Re: [opensuse-factory] How many seconds does "time rpm -qa | wc" cost it?

16 Sep 2014

      On Tue, Sep 16, 2014 at 5:43 PM, Carlos E. R. <carlos.e.r@opensuse.org> wrote:
...
-----BEGIN PGP SIGNED MESSAGE-----
Hash: SHA1
On 2014-09-16 21:54, Claudio Freire wrote:
...
On Mon, Sep 15, 2014 at 8:43 PM, Carlos E. R. <> wrote:
...
On 2014-09-16 01:29, Claudio Freire wrote:
...
On Mon, Sep 15, 2014 at 8:25 PM, Carlos E. R.
...
...
So it is obvious!

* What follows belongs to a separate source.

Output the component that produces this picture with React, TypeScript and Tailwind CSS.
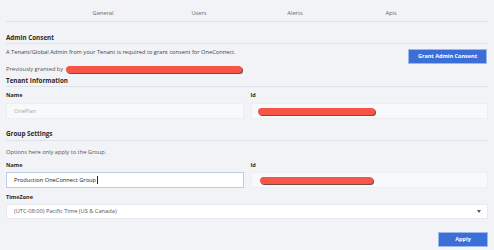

We simply run the cp to null thing ahead
of the query on the script, and done.
Yes, it's a nice band-aid if the system has enough memory.
Not so much if it doesn't.
True.
It is a hack, or band-aid, as you say. The real problem is how
the database engine is coded: it is made, apparently, to minimize
ram, doing non-sequential and non-cached disk reads.
That's not the case. It does use cached reads, but it takes about
a minute to cache the whole thing in random order, whereas it takes
only a few seconds in sequential order.
Wrong.
Why do you say?

The fact that the hack works proves it does use the kernel's buffer cache.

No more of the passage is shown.